Faiss Brute-force search with TCT-ColBERT Embeddings

Requirement

tensorflow-gpu, faiss-gpu, progressbar

Indexing all MSMARCO passages in a file (Exhuasive search) requires 26 GB. For example, if only 4GB GPU is available for search, you can set max_passage_each_index to 1000,000 and 8 indexing files will be generated. Then, we search each index for topk passages, and merge and sort them to get the final ranking result. Here, we use average pooling embedding with dimension 768 (with 32 bits) to represent each query and passage. Similar to re-ranking, first store your query and passage embeddings tf record in the folders query_emb and corpus_emb respectively, and put qrel and id_to_query files in the current folder.

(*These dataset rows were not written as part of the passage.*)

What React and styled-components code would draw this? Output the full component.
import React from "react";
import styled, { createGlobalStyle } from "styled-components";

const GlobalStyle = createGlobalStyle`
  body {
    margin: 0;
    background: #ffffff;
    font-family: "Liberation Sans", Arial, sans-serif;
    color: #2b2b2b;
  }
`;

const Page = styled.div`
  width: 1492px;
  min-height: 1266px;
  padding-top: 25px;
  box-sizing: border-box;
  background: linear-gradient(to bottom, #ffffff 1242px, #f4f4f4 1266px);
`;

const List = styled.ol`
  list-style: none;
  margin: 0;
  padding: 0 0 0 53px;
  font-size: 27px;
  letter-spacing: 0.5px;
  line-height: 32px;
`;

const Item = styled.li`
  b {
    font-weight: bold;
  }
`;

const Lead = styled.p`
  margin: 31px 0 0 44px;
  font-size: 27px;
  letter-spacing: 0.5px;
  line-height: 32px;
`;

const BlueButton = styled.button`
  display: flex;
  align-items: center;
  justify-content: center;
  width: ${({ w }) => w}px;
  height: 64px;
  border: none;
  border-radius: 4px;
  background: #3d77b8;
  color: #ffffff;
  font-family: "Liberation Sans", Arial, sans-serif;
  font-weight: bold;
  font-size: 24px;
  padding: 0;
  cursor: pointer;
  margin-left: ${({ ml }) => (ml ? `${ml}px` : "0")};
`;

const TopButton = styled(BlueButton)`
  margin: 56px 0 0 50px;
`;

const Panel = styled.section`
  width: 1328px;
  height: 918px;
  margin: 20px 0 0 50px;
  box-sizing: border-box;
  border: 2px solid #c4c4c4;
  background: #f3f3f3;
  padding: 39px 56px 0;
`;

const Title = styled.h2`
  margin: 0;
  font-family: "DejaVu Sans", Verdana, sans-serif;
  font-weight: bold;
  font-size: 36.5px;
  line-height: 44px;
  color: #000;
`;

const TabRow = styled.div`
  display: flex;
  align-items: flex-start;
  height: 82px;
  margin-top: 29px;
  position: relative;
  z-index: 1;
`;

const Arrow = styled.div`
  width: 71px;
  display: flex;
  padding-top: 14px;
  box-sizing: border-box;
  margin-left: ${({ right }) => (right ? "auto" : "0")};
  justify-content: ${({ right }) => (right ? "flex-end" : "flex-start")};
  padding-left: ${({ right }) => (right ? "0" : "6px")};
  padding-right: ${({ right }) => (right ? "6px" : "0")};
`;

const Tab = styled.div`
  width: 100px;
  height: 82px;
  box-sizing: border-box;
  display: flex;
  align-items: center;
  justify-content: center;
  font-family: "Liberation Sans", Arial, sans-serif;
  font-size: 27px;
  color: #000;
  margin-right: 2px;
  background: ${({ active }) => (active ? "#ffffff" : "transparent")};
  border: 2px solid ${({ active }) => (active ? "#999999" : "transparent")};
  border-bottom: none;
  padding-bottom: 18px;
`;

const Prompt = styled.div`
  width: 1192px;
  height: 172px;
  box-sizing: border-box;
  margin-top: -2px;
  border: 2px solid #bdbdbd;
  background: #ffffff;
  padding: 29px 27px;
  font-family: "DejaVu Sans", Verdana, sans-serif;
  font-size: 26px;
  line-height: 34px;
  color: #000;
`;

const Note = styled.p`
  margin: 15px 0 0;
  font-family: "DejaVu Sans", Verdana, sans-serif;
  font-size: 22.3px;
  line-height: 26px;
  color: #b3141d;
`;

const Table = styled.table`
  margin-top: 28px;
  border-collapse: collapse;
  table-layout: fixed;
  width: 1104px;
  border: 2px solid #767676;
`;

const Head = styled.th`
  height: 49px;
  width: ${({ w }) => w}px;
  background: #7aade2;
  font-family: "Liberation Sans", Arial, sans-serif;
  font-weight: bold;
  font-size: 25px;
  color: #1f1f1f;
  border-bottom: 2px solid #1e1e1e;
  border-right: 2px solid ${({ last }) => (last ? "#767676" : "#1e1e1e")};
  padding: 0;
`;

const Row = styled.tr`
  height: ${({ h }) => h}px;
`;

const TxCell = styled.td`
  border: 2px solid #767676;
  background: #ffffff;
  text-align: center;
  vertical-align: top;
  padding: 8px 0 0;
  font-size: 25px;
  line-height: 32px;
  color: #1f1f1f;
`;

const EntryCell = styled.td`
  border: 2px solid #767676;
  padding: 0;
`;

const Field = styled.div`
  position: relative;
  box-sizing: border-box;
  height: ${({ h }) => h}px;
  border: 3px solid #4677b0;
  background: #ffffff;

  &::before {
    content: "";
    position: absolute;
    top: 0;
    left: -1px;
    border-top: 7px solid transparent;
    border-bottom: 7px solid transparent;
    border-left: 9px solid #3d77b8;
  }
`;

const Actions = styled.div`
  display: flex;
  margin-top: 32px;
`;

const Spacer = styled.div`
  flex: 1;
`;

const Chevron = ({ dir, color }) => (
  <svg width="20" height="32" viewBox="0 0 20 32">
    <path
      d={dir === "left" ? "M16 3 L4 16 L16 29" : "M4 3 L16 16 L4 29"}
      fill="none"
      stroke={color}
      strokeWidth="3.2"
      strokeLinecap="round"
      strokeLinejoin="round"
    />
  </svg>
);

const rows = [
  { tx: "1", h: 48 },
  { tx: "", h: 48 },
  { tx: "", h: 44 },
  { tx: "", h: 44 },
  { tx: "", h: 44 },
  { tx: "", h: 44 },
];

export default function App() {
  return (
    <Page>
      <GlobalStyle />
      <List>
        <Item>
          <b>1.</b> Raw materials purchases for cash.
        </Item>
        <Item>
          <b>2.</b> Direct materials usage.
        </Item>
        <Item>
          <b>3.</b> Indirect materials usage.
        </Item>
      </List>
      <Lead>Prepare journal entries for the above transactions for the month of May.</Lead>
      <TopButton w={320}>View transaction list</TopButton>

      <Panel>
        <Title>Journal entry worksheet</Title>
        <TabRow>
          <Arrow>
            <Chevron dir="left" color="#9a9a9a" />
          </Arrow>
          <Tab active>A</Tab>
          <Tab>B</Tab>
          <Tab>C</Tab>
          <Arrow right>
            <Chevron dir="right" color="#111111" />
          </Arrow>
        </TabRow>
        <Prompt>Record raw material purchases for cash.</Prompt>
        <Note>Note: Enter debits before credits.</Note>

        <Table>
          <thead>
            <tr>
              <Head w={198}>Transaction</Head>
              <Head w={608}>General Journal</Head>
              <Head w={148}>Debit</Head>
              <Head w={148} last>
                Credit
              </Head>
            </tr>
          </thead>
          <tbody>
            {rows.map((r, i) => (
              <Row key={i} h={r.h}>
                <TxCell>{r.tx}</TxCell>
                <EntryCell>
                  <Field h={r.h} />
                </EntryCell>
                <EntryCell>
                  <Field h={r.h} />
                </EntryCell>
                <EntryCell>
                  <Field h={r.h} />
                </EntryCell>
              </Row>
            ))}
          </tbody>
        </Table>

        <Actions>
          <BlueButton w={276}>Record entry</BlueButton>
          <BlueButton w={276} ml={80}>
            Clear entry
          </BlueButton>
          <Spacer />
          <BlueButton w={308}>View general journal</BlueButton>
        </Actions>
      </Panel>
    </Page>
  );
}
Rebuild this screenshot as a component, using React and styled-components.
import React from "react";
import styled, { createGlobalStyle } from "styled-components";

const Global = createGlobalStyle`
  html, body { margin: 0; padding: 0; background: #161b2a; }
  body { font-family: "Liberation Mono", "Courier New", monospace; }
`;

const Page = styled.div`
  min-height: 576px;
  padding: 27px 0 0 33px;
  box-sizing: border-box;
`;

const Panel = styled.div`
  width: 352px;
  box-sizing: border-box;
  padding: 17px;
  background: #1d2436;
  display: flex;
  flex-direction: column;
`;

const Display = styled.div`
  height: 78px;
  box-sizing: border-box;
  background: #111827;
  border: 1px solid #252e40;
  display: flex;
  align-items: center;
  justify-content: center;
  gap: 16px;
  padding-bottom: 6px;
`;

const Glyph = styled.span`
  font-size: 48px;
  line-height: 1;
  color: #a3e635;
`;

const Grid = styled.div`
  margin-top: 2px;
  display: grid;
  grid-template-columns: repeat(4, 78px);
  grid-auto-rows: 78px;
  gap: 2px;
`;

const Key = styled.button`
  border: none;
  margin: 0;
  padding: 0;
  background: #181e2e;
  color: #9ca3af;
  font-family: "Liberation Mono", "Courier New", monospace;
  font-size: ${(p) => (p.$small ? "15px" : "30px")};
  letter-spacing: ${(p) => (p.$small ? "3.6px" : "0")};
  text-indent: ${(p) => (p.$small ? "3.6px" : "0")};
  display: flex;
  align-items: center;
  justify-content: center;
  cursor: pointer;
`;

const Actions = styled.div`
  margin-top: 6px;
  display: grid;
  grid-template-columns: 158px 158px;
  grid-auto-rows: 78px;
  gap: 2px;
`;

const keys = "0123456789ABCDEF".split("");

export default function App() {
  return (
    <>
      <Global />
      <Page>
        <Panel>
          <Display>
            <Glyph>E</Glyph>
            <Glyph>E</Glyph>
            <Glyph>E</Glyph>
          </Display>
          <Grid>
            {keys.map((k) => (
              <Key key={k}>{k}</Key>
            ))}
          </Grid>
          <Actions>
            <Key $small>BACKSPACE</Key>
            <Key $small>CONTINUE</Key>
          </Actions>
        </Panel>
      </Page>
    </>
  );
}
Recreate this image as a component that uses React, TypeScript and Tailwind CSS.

export CORPUS_EMB=./msmarco-passage/doc_emb
export QUERY_EMB=./msmarco-passage/query_emb
export QUERY_NAME=queries.dev.small
export INDEX_PATH=./msmarco-passage/indexes
exprot DATA_DIR=./msmarco-passage
export INTERMEDIATE_PATH=./msmarco-passage/intermediate
###############################################
# indexing using faiss
python ./tct_colbert/retrieval/index.py --index_path ${INDEX_PATH} \
     --corpus_emb_path ${CORPUS_EMB} --passages_per_file 1000000 \

# First-stage search with Faiss

for index in ${INDEX_PATH}/*
do
    python ./tct_colbert/retrieval/dense.search.py --index_file $index --intermediate_path ${INTERMEDIATE_PATH} \
          --topk 1000 --query_emb_path ${QUERY_EMB}/embeddings-${QUERY_NAME}.tf \
          --batch_size 144 --threads 36
done

# Merge and output final result
python ./tct_colbert/retrieval/merge.result.py --topk 1000 --intermediate_path ${INTERMEDIATE_PATH} \
                         --result_file result.trec \
                         --id_to_doc_path ${DATA_DIR}/corpus_tfrecord \
                         --id_to_query_path ${DATA_DIR}/query_tfrecord

# Evaluation
python -m pyserini.eval.trec_eval -c -M 10 -m recip_rank \
 qrels.dev.small.tsv result.trec

The TCT-ColBERT retrieval result:

Retrieval Dev
MRR10 0.335